November 17, 2002|Bill Desowitz

With the release of "Die Another Day" on Friday, James Bond steps into the 21st century. The stylized espionage series has been around so long that most moviegoers don't even remember a time before 007. Here's how the forerunners, excluding a pair produced outside the MGM/UA fold, stack up.

1. "From Russia With Love" (1963)

The best Bond? It's a tossup between this and "Goldfinger," with great intrigue and the best supporting cast (including Lotte Lenya, Robert Shaw and Pedro Armendariz).

2. "Goldfinger" (1964)

The series peaked here with the heist at Ft. Knox, the gold-obsessed villain, henchman Oddjob, the Aston Martin, Pussy Galore and that sensuous Shirley Bassey title song.
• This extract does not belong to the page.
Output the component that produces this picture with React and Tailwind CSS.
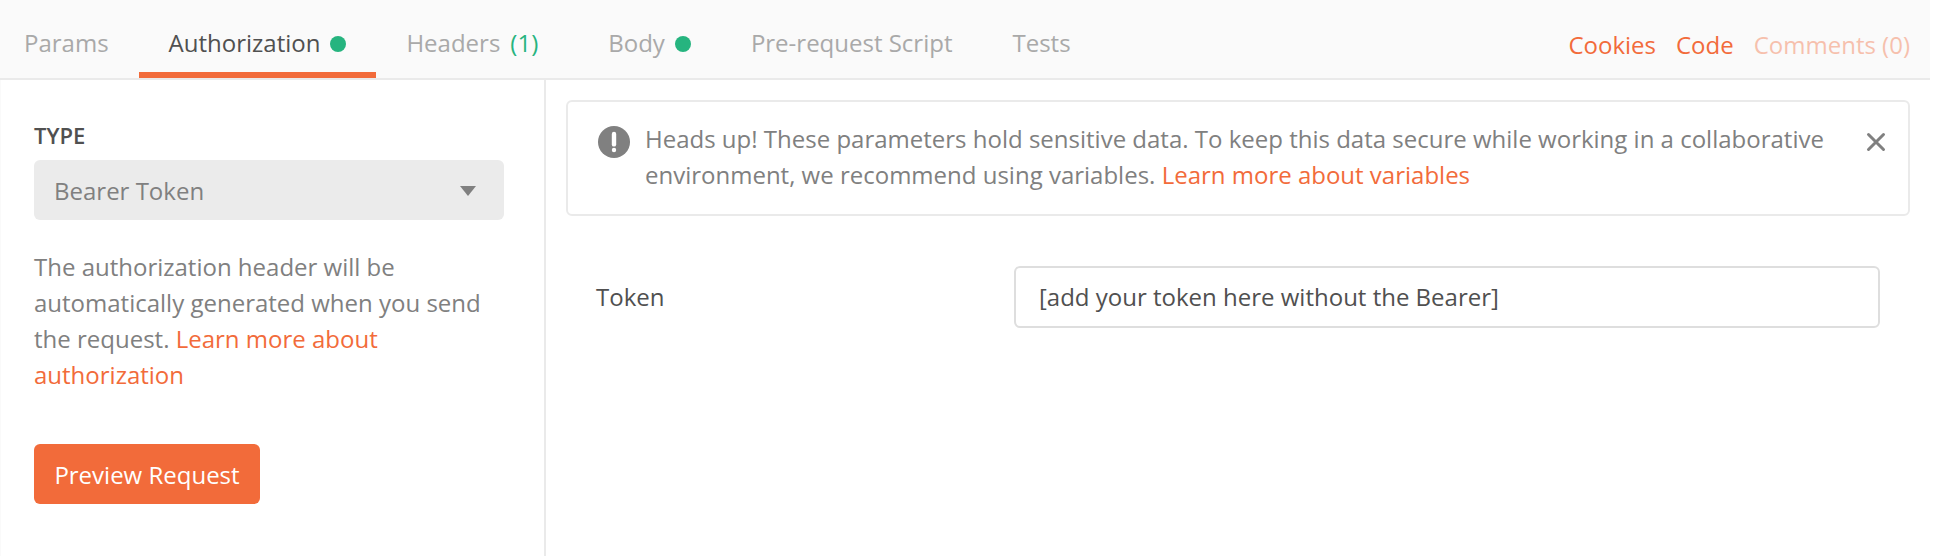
const tabs = [
  { label: "Params" },
  { label: "Authorization", dot: true, active: true },
  { label: "Headers", count: "(1)" },
  { label: "Body", dot: true },
  { label: "Pre-request Script" },
  { label: "Tests" },
];

function Tab({ label, dot, count, active }) {
  return (
    <button
      className={
        active
          ? "flex h-[78px] items-center border-b-[6px] border-[#f26b3a] px-[30px] pt-3.5 text-[#505050]"
          : "flex h-[78px] items-center border-b-[6px] border-transparent px-[30px] pt-3.5 text-[#a9a9a9]"
      }
    >
      <span>{label}</span>
      {count && <span className="mr-2.5 ml-2.5 text-[#26b47f]">{count}</span>}
      {dot && <span className="mt-0.5 ml-2.5 size-4 rounded-full bg-[#26b47f]" />}
    </button>
  );
}

function Header() {
  return (
    <header className="flex h-20 justify-between border-b-2 border-[#eaeaea] bg-[#fafafa] pr-5">
      <nav className="-ml-1.5 flex">
        {tabs.map((tab) => (
          <Tab key={tab.label} {...tab} />
        ))}
      </nav>
      <div className="flex items-center gap-5 pt-3 text-[#f26b3a]">
        <a>Cookies</a>
        <a>Code</a>
        <a className="opacity-40">Comments (0)</a>
      </div>
    </header>
  );
}

function Sidebar() {
  return (
    <aside className="flex w-[546px] shrink-0 flex-col items-start border-r-2 border-l border-r-[#eaeaea] border-l-[#fafafa] pt-[39px] pr-10 pl-[33px]">
      <div className="h-[41px] text-[22px] leading-8 font-semibold text-[#505050]">TYPE</div>
      <div className="flex h-[60px] w-[470px] items-center justify-between rounded-md bg-[#ebebeb] pt-0.5 pr-7 pl-5 text-[#808080]">
        <span>Bearer Token</span>
        <svg width="16" height="10" viewBox="0 0 16 10" fill="#808080">
          <path d="M0 0h16L8 10z" />
        </svg>
      </div>
      <p className="mt-[29px] w-[470px] text-[#808080]">
        The authorization header will be automatically generated when you send the request.{" "}
        <a className="text-[#f26b3a]">Learn more about authorization</a>
      </p>
      <button className="mt-[51px] h-[60px] w-[226px] rounded-md bg-[#f26b3a] pt-0.5 text-white">
        Preview Request
      </button>
    </aside>
  );
}

function Alert() {
  return (
    <div className="flex h-[116px] rounded-md border-2 border-[#eaeaea] pt-[19px] pr-[22px] pl-[30px] text-[#808080]">
      <svg className="mt-[5px] mr-[15px] shrink-0" width="32" height="32" viewBox="0 0 32 32">
        <circle cx="16" cy="16" r="16" fill="#808080" />
        <path d="M16 8v10.4" stroke="#fff" strokeWidth="4.4" strokeLinecap="round" />
        <circle cx="16" cy="24" r="2.2" fill="#fff" />
      </svg>
      <p className="w-[1200px]">
        Heads up! These parameters hold sensitive data. To keep this data secure while working in a
        collaborative environment, we recommend using variables.{" "}
        <a className="text-[#f26b3a]">Learn more about variables</a>
      </p>
      <svg className="mt-[11px] ml-auto shrink-0" width="20" height="20" viewBox="0 0 20 20">
        <path d="M2.5 2.5l15 15M17.5 2.5l-15 15" stroke="#808080" strokeWidth="3" strokeLinecap="round" />
      </svg>
    </div>
  );
}

export default function App() {
  return (
    <div className="w-[1934px] bg-white">
      <div className="flex h-[556px] w-[1930px] flex-col overflow-hidden font-['Open_Sans',sans-serif] text-[24px] leading-9">
        <Header />
        <div className="flex flex-1">
          <Sidebar />
          <main className="flex-1 pt-5 pr-5 pl-5">
            <Alert />
            <div className="mt-[50px] flex items-center justify-between pr-[30px] pl-[30px] text-[#505050]">
              <span>Token</span>
              <div className="flex h-[62px] w-[866px] items-center rounded-md border-2 border-[#dedede] px-[23px]">
                [add your token here without the Bearer]
              </div>
            </div>
          </main>
        </div>
      </div>
    </div>
  );
}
3. "On Her Majesty's Secret Service" (1969)

No Connery, but it's got the best story, the best action, the best Bond girl (Diana Rigg), the best John Barry score and the most heart.

4. "Dr. No" (1962)

The first and most sadistic of the Bonds, with Connery getting his feet wet and slipping into a dry martini as 007.

5. "Thunderball" (1965)

The franchise starts to jump off the deep end with gadgetry and the plot is a bit ponderous, but the Oscar-winning underwater action was groundbreaking.

6. "You Only Live Twice" (1967)

Bond in Japan, face to face for the first time with his arch nemesis, Blofeld. You gotta love it, even if the formula starts to run dry.

7. "Diamonds Are Forever" (1971)

Connery's last appearance in the franchise, the first gay couple and the first over-the-top entry.

8. "The World Is Not Enough" (1999)

Brosnan comes into his own as 007, and director Michael Apted stresses more character and plot.

9. "The Spy Who Loved Me" (1977)

Moore's best Bond, featuring fun and frolic in Egypt. And don't forget Jaws (Richard Kiel).

10."Licence to Kill" (1989)

Dalton doesn't much care for the dour tone, but the vengeance-is-mine theme has power and resonance.

11. "Tomorrow Never Dies" (1997)

Brosnan and Michelle Yeoh get it on in exotic fashion.

12. "GoldenEye" (1995)

Brosnan's first Bond ain't "Goldfinger," but its wall-to-wall action shook up the franchise and infused box-office blood.

13. "The Living Daylights" (1987)

Dalton's first Bond displays a unique intensity as the franchise returns to its Fleming roots.

14. "For Your Eyes Only" (1981)

Moore's most serious Bond also has an effective revenge theme.

15. "Live and Let Die" (1973)

Goodbye Connery, hello Moore. A wild ride underscored by that Wings title song.

16. "Moonraker" (1979)

This has a cult following for its outer-space trappings, but it's only diverting. Can you say "Star Wars"?

17. "Octopussy" (1983)

Moore starts to run out of energy; the franchise recycles more than ever.

18. "The Man With the Golden Gun" (1974)

Fleming's last novel disappoints as a film drained of all weight and emotional context, but Christopher Lee is elegant as the million-dollar bounty hunter.

19. "A View to a Kill" (1985)

Moore looks bored in his final Bond, but Christopher Walken shines with eccentric zeal as the super-villain.